Chez HSBC, de nombreuses structures offshore ont été achetées au cabinet d’avocats panaméen Mossack Fonseca, au coeur du scandale des « Panama Papers ». Afin d’assurer une confidentialité maximale, l’identité des titulaires des comptes pouvait demeurer confidentielle, les relevés bancaires ne pas êtres envoyés en France et rester à disposition du client en Suisse. « Selon la Direction générale des finances publiques, au moins 1,67 milliard ont été frauduleusement soustraits à l’imposition par les contribuables français avec le concours d’HSBC PB », note le parquet. Pour UBS, le PNF évalue au minimum « le montant des sommes fraudées à 9,76 milliards d’euros ». L’amende encourue par les banques, en cas de procès, peut se monter « jusqu’à la moitié de la valeur ou des fonds sur lesquels ont porté les opérations de blanchiment », d’après le Code pénal.

D’anciens salariés à l’origine des enquêtes

L’affaire HSBC a démarré par la remise fin 2008 aux autorités françaises de fichiers volés par l’ex-informaticien français de la banque HSBC Suisse, Hervé Falciani. Elle avait rebondi en 2015 avec les révélations « Swissleaks » d’un réseau mondial de journaux, accusant le groupe d’avoir fait transiter quelque 180 milliards d’euros sur des comptes en Suisse pour permettre à de riches clients d’échapper à l’impôt dans leurs pays.

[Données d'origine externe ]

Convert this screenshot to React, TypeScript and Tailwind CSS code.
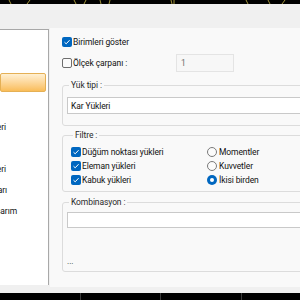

Les investigations sur UBS sont aussi nées d’une dénonciation d’anciens salariés. UBS France a été mise en examen pour subornation de témoin, soupçonnée d’avoir voulu faire taire l’un des lanceurs d’alerte, Nicolas Forissier, ex-responsable de l’audit interne de la banque. Elle a également été mise en examen en juillet 2016 pour harcèlement moral à l’encontre d’une autre lanceuse d’alerte, Stéphanie Gibaud, qui était notamment en charge de l’organisation d’événements pour des clients fortunés, selon une source proche de l’enquête.